## Directive
Write the data out again exactly, dropping any images it holds.

## Information shown
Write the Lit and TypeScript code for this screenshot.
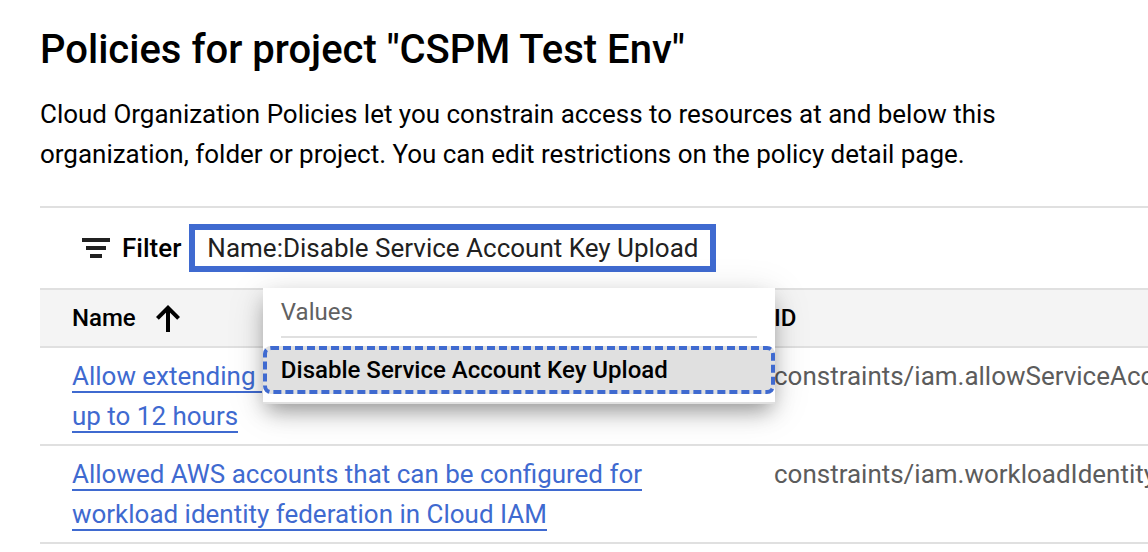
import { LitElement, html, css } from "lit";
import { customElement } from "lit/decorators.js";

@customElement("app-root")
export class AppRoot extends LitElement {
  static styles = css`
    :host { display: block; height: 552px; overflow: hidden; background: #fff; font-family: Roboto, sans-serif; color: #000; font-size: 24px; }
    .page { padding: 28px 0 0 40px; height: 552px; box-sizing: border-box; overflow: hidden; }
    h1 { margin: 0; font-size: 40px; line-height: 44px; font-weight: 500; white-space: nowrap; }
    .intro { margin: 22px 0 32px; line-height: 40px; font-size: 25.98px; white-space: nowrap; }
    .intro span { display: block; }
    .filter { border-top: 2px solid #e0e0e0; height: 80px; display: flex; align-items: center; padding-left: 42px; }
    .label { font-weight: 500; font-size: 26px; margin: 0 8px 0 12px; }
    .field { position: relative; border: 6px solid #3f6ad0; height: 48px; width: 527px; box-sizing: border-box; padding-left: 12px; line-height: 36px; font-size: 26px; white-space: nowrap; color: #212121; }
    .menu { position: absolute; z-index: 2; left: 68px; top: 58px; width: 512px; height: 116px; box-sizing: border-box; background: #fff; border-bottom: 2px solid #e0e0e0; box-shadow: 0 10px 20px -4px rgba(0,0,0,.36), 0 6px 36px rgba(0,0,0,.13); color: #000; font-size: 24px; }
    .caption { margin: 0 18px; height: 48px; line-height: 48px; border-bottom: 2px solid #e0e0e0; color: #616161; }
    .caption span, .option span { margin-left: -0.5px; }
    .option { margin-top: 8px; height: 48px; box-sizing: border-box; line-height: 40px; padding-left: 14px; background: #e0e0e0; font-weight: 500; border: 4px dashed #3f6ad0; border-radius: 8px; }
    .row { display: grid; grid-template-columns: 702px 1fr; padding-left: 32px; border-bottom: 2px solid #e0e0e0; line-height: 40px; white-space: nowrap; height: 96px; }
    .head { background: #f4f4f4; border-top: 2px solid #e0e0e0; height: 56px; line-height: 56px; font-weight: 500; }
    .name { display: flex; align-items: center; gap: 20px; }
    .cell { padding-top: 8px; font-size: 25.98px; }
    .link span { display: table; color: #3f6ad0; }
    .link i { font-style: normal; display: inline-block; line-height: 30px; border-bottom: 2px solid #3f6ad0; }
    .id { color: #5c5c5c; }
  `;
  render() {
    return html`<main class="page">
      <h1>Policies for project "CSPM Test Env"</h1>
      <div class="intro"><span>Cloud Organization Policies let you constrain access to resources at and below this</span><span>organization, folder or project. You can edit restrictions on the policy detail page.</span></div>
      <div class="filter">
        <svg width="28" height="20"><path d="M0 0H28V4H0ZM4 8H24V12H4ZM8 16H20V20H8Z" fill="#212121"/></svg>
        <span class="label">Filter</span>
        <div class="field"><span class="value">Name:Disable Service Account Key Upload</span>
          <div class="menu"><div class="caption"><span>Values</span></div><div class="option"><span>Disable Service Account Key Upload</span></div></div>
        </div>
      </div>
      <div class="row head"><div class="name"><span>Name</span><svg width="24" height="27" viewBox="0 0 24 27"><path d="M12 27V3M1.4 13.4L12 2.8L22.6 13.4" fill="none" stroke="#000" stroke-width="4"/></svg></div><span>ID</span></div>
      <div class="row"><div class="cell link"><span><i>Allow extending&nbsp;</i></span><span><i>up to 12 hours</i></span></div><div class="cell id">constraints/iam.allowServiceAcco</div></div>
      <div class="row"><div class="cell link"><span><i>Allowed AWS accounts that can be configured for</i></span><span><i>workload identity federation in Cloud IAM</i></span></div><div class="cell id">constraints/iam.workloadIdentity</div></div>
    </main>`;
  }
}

## Result below
Write the Lit and TypeScript code for this screenshot.
import { LitElement, html, css } from "lit";
import { customElement } from "lit/decorators.js";

@customElement("app-root")
export class AppRoot extends LitElement {
  static styles = css`
    :host { display: block; height: 552px; overflow: hidden; background: #fff; font-family: Roboto, sans-serif; color: #000; font-size: 24px; }
    .page { padding: 28px 0 0 40px; height: 552px; box-sizing: border-box; overflow: hidden; }
    h1 { margin: 0; font-size: 40px; line-height: 44px; font-weight: 500; white-space: nowrap; }
    .intro { margin: 22px 0 32px; line-height: 40px; font-size: 25.98px; white-space: nowrap; }
    .intro span { display: block; }
    .filter { border-top: 2px solid #e0e0e0; height: 80px; display: flex; align-items: center; padding-left: 42px; }
    .label { font-weight: 500; font-size: 26px; margin: 0 8px 0 12px; }
    .field { position: relative; border: 6px solid #3f6ad0; height: 48px; width: 527px; box-sizing: border-box; padding-left: 12px; line-height: 36px; font-size: 26px; white-space: nowrap; color: #212121; }
    .menu { position: absolute; z-index: 2; left: 68px; top: 58px; width: 512px; height: 116px; box-sizing: border-box; background: #fff; border-bottom: 2px solid #e0e0e0; box-shadow: 0 10px 20px -4px rgba(0,0,0,.36), 0 6px 36px rgba(0,0,0,.13); color: #000; font-size: 24px; }
    .caption { margin: 0 18px; height: 48px; line-height: 48px; border-bottom: 2px solid #e0e0e0; color: #616161; }
    .caption span, .option span { margin-left: -0.5px; }
    .option { margin-top: 8px; height: 48px; box-sizing: border-box; line-height: 40px; padding-left: 14px; background: #e0e0e0; font-weight: 500; border: 4px dashed #3f6ad0; border-radius: 8px; }
    .row { display: grid; grid-template-columns: 702px 1fr; padding-left: 32px; border-bottom: 2px solid #e0e0e0; line-height: 40px; white-space: nowrap; height: 96px; }
    .head { background: #f4f4f4; border-top: 2px solid #e0e0e0; height: 56px; line-height: 56px; font-weight: 500; }
    .name { display: flex; align-items: center; gap: 20px; }
    .cell { padding-top: 8px; font-size: 25.98px; }
    .link span { display: table; color: #3f6ad0; }
    .link i { font-style: normal; display: inline-block; line-height: 30px; border-bottom: 2px solid #3f6ad0; }
    .id { color: #5c5c5c; }
  `;
  render() {
    return html`<main class="page">
      <h1>Policies for project "CSPM Test Env"</h1>
      <div class="intro"><span>Cloud Organization Policies let you constrain access to resources at and below this</span><span>organization, folder or project. You can edit restrictions on the policy detail page.</span></div>
      <div class="filter">
        <svg width="28" height="20"><path d="M0 0H28V4H0ZM4 8H24V12H4ZM8 16H20V20H8Z" fill="#212121"/></svg>
        <span class="label">Filter</span>
        <div class="field"><span class="value">Name:Disable Service Account Key Upload</span>
          <div class="menu"><div class="caption"><span>Values</span></div><div class="option"><span>Disable Service Account Key Upload</span></div></div>
        </div>
      </div>
      <div class="row head"><div class="name"><span>Name</span><svg width="24" height="27" viewBox="0 0 24 27"><path d="M12 27V3M1.4 13.4L12 2.8L22.6 13.4" fill="none" stroke="#000" stroke-width="4"/></svg></div><span>ID</span></div>
      <div class="row"><div class="cell link"><span><i>Allow extending&nbsp;</i></span><span><i>up to 12 hours</i></span></div><div class="cell id">constraints/iam.allowServiceAcco</div></div>
      <div class="row"><div class="cell link"><span><i>Allowed AWS accounts that can be configured for</i></span><span><i>workload identity federation in Cloud IAM</i></span></div><div class="cell id">constraints/iam.workloadIdentity</div></div>
    </main>`;
  }
}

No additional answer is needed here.